Cross section of xLP transistorCross section of xLP transistor.

The most effective way of reducing power consumption of a digital circuit is to reduce the operating voltage below the threshold voltage of the transistor into the "subthreshold" regime. However, simply lowering the operating voltage of a conventional high-performance transistor will not produce an optimized ultralow-power transistor.

Conventional transistors will have comparatively high off-state leakage and overlap capacitance, as well as poorer subthreshold slope. In addition, device variation will severely limit the minimum operating voltage. These performance and reliability issues are addressed in the xLP program by developing a subthreshold-optimized transistor technology. After extensive process development and transistor integration, we are now fabricating the world's largest circuits optimized for subthreshold (low-voltage) operation.

Program Goals

xLP multiproject die with designs from 26 institutionsFigure 2. xLP multiproject die with designs from 26 institutions.

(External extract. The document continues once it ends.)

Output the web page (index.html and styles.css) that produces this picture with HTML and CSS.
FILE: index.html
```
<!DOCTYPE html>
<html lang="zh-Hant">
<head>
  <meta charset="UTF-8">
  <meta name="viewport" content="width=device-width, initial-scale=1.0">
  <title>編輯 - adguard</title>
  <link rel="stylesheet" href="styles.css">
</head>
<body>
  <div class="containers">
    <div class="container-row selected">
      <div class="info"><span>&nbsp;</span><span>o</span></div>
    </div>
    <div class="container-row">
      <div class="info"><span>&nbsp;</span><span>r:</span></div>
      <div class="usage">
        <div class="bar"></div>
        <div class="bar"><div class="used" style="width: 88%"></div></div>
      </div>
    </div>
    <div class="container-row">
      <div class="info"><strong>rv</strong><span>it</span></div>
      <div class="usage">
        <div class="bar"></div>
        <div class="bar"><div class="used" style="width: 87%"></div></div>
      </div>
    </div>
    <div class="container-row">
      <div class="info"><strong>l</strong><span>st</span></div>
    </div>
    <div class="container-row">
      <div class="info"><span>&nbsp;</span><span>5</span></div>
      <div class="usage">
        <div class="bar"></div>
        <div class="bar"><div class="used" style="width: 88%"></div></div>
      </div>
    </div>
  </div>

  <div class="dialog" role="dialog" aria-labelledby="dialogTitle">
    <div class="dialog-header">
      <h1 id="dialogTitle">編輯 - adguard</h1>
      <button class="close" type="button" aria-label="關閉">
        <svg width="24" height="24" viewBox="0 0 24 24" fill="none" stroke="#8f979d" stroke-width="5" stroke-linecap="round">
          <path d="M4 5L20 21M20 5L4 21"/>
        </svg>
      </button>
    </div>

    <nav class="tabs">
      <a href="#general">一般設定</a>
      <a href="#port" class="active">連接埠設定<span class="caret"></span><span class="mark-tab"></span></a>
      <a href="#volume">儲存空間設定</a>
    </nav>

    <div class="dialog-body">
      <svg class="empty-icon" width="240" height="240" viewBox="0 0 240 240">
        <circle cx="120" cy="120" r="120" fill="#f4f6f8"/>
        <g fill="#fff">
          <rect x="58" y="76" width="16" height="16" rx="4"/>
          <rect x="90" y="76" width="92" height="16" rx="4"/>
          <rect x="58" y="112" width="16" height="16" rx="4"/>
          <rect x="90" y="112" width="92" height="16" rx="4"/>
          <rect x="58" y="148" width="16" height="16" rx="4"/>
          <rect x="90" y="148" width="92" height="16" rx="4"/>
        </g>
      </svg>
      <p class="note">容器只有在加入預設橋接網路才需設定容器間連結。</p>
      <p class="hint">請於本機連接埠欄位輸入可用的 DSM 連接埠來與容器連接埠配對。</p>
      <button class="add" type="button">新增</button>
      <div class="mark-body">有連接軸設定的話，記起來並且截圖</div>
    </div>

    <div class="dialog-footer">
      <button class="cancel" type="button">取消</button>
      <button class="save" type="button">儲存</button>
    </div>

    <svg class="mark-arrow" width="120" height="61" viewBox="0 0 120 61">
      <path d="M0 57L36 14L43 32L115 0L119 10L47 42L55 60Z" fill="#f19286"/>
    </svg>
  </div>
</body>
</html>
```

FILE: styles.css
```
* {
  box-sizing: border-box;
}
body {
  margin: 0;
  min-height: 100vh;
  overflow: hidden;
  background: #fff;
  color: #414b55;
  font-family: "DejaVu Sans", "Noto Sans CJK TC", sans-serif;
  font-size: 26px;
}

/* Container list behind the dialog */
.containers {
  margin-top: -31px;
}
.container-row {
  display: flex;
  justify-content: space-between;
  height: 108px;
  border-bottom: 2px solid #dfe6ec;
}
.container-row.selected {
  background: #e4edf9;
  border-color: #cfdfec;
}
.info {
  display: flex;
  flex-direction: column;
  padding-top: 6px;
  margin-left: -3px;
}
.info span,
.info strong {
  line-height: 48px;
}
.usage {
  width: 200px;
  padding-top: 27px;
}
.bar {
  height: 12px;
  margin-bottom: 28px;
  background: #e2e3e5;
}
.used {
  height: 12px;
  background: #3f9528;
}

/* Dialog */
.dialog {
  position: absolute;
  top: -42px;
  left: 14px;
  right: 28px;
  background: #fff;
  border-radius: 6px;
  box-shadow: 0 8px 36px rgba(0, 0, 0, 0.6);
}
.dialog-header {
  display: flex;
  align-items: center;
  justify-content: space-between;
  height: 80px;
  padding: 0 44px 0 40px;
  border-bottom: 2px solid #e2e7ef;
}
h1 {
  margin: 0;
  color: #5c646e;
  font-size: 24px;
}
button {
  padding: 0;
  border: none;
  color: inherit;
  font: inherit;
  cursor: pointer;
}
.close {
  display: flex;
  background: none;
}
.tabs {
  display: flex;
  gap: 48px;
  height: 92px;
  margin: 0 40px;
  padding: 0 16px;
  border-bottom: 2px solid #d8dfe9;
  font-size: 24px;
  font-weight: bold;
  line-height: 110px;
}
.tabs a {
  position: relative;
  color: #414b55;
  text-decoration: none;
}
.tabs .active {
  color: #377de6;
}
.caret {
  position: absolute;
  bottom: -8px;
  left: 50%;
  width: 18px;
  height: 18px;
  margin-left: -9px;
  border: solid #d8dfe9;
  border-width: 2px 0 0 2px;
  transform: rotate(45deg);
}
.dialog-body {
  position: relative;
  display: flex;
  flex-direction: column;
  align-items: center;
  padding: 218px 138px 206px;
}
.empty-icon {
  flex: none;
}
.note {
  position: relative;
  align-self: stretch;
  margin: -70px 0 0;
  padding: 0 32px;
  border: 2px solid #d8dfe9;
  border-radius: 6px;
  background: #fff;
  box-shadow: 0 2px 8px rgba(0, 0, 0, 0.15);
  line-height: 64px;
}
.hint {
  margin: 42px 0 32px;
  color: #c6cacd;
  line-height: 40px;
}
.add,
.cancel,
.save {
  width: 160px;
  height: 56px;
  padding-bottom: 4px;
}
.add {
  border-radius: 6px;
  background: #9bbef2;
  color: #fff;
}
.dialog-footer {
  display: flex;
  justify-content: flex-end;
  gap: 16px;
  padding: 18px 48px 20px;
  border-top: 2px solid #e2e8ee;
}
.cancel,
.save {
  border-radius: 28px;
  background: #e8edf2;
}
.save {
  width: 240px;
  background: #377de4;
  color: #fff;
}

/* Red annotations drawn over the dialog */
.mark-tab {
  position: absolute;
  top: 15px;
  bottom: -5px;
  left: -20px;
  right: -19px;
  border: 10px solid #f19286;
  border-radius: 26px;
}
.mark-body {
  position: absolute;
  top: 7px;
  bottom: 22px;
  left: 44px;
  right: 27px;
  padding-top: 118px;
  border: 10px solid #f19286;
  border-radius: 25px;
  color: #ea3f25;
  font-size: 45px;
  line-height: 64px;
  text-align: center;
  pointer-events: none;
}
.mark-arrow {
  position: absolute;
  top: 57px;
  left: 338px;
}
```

The Extremely Low-Power (xLP) CMOS Technology program will develop a transistor technology optimized for subthreshold operation, demonstrate the performance advantage through fabricated circuits, and make the process technology available to the low-power design community.

The first step is device engineering. There are four unique characteristics of the xLP transistors:

  1. Very low leakage (<10 pA/um) when the transistor is in the “off” state, which allows low static power dissipation.
  2. Near-ideal subthreshold swing, which allows the highest performance possible at extremely low operation voltage.
  3. Very low threshold voltage variation from device to device, which allows large-scale circuits to operate reliably at low voltage.
  4. Low device capacitance, which results in low switching energy and relatively fast switching, enabling a significant improvement in active power dissipation and operations/watt.

The xLP transistors achieve these characteristics by employing a FDSOI technology that allows excellent electrostatic control of the transistor channel and low capacitance, an undoped channel to reduce device variation, underlapped source/drain regions to further reduce capacitance, and a workfunction-tuned mid-gap metal gate for threshold voltage adjustment.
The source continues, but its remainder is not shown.